しつこく除草剤グリホサートの話を続ける。
必要があってグリホサートを使用しているのではない。グリホサートを大量に使うために必要が生み出されている」と前回書いたのだが、その最大のものが「遺伝子組み換え食品」(GM食品)である。
「遺伝子組み換え食品」とは、皆さん御存知の通り、農産物の遺伝子を人工的に操作して組み換えを行った食品のこと。代表的なのはトウモロコシ、大豆、てんさい、菜種油や綿実油などで、アメリカ産のこれらは80%~90%が遺伝子組み換え種になっている。

ではどのような「効果」を持たせるために、遺伝子組み換えを行ったのか?といえば、除草剤グリホサートをかけても枯れないように遺伝子を組み換えてあるのである。

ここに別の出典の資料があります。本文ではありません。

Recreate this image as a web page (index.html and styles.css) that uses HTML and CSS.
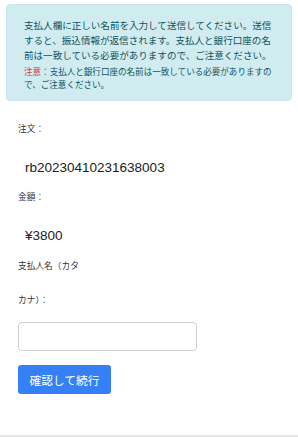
FILE: index.html
```html
<!DOCTYPE html>
<html lang="ja">
<head>
<meta charset="utf-8">
<link rel="stylesheet" href="styles.css">
</head>
<body>
<div class="page">
  <div class="alert">
    <p class="alert-main">支払人欄に正しい名前を入力して送信してください。送信すると、振込情報が返信されます。支払人と銀行口座の名前は一致している必要がありますので、ご注意ください。</p>
    <p class="alert-note"><span class="note-red">注意</span>：支払人と銀行口座の名前は一致している必要がありますので、ご注意ください。</p>
  </div>
  <form class="form">
    <div class="label first">注文：</div>
    <div class="value">rb20230410231638003</div>
    <div class="label">金額：</div>
    <div class="value">¥3800</div>
    <label class="label name-label" for="payer">支払人名（カタカナ）：</label>
    <input class="input" id="payer" type="text">
    <button class="btn" type="button">確認して続行</button>
  </form>
  <div class="spacer"></div>
  <div class="bottom-bar"></div>
</div>
</body>
</html>
```
FILE: styles.css
```css
html, body {
  margin: 0;
  padding: 0;
  background: #ffffff;
}
body {
  font-family: "Liberation Sans", "Noto Sans CJK JP", sans-serif;
  color: #333333;
}
.page {
  height: 437px;
  display: flex;
  flex-direction: column;
}
.alert {
  margin: 4px 6px 0 6px;
  padding: 13px 17px 8px 17px;
  background: #d1ecf1;
  border: 1px solid #c8e6ec;
  border-radius: 4px;
  color: #0c5460;
}
.alert p {
  margin: 0;
}
.alert-main {
  font-size: 9.55px;
  line-height: 15px;
}
.alert .alert-note {
  font-size: 8.55px;
  line-height: 13px;
  margin-top: 3px;
}
.note-red {
  color: #d9383a;
}
.form {
  display: flex;
  flex-direction: column;
  align-items: flex-start;
  padding: 0 18px;
}
.label {
  font-size: 8.7px;
  line-height: 20px;
  color: #333333;
  margin-top: 9px;
}
.label.first {
  margin-top: 18px;
}
.value {
  font-size: 13.5px;
  line-height: 20px;
  color: #222222;
  padding-left: 7px;
  margin-top: 19px;
}
.name-label {
  width: 64px;
  line-height: 34px;
  margin-top: 3px;
}
.input {
  box-sizing: border-box;
  width: 179px;
  height: 29px;
  margin-top: 5px;
  border: 1px solid #d0d0d0;
  border-radius: 4px;
  background: #ffffff;
  padding: 0 6px;
}
.btn {
  box-sizing: border-box;
  height: 29px;
  width: 93px;
  margin-top: 14px;
  border: none;
  border-radius: 3px;
  background: #3580f4;
  color: #ffffff;
  font-family: "Liberation Sans", "Noto Sans CJK JP", sans-serif;
  font-size: 11.7px;
  padding: 0;
}
.spacer {
  flex: 1;
}
.bottom-bar {
  height: 2px;
  background: #e6e6e6;
}
```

これを「グリホサート耐性」という。
というのもグリホサートは「非選択性」の強力な除草剤なので、これをかけると何でもどんな植物でも簡単に枯れてしまうのだ。それでは農業の分野では使えない。だから農産物の方の遺伝子を操作して耐性を持たせた、というわけだ。

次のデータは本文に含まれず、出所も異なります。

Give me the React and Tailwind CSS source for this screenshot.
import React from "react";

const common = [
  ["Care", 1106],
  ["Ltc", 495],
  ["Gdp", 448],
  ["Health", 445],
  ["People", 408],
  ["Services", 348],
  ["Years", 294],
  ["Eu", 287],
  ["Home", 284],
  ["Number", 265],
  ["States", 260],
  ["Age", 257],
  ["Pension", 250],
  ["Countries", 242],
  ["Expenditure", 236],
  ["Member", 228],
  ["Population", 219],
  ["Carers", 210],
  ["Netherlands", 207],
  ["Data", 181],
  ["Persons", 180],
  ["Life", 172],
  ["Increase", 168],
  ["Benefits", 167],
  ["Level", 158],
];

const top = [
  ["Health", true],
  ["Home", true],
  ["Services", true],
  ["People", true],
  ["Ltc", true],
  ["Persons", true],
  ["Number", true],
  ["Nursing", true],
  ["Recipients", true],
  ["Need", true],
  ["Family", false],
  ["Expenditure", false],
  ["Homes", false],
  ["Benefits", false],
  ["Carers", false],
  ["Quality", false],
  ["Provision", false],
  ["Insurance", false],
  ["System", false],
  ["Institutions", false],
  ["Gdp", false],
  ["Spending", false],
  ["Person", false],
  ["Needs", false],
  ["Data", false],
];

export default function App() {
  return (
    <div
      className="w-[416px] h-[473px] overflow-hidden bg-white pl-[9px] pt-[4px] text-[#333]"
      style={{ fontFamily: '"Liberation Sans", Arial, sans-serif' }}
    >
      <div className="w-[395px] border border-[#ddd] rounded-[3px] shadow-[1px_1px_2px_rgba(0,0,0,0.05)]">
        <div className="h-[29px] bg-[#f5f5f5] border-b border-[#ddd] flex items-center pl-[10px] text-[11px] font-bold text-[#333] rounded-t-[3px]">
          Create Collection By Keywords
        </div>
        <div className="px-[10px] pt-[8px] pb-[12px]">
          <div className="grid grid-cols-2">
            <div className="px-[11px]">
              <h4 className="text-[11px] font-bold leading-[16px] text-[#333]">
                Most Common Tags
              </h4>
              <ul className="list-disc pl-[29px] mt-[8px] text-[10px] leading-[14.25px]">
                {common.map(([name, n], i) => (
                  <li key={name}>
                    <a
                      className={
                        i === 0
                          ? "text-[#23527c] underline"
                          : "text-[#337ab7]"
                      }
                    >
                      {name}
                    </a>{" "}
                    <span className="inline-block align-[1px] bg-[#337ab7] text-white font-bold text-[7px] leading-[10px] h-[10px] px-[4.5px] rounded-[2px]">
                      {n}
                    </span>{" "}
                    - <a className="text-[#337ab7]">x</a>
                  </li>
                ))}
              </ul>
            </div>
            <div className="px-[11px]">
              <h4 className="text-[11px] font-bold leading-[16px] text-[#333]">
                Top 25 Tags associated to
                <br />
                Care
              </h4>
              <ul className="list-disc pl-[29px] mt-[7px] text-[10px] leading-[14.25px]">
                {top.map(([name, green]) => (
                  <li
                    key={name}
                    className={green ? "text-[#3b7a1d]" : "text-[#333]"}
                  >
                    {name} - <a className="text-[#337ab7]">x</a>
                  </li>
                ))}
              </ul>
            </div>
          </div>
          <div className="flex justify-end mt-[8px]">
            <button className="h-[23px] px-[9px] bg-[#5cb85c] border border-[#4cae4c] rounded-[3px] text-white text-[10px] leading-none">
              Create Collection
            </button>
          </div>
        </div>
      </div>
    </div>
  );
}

『雑草だけ枯らせるから、農作業が楽になったことは間違いない。土壌流亡を防ぐ不耕起栽培農法もグリホサートに完全に依存しているから、それなしでは難しい。けれども重要なことは、耐性病や栄養価を高めるために遺伝子組み換えがなされているのではないことだ。まず除草剤ありきで、それを売るために後から遺伝子組み換え作物は登場してきた。話が逆なのだ』 (傍点引用者)『タネと内臓』吉田太郎著 築地書館 2019年第2刷 P41より引用)
遺伝子組み換え食品は、グリホサートを大量使用するために開発された。グリホサート耐性を持たせているのでこれらの農作物にはグリホサートがじゃんじゃん使われ、当然残留濃度も非常に高い。一応、日本も含める各国に残留濃度基準値はあるが、それもアメリカの匙加減一つだ。恐喝外交はトランプ政権に始まったことではない。
実際2017年に、日本のグリホサート残留基準は大幅に引き上げられた。改正前は5ppmだった小麦は一気に6倍の30ppmに、ライ麦は0.2ppmから150倍の30ppm、ソバも0.2ppmから150倍の30ppm、といった具合だ。残留基準値などあって無きがごとしだということがよーーくわかる。
ちなみにこの2017年の改正、12月25日のクリスマスの日に行われたそうだが、厚労省の担当者はその後内輪の席で、
「クリスマスプレゼントでした。」
とか言ったとか。アメリカに? それともその後自分の天下り先の化学企業に? 厚労省に私たちの健康を守る精神は、果してあるのか。ひとっかけらもないんじゃないだろうか。(『本当は危ない国産食品』 奥野修司著 新潮新書 2021年第2刷 P131より)
そういった小麦やソバ、“粉モノ”だけを気を付けていたらいいのかと思いきや、残念ながらそうではない。前述した遺伝子組み換えトウモロコシや大豆、てんさい、菜種油などは、現在加工品に見えない形で巧妙に入れられている。2023年に食品の表示法が変わり、「遺伝子組み換えでない」表示が実質骨抜きにされてしまったのだ。
また以前から外食産業においては、食品表示の義務がなく何の表示もない。
よほど意識しなければ、知らないうちに私たちは遺伝子組み換え食品やグリホサートを口にしている。否、食べさせられているのだ。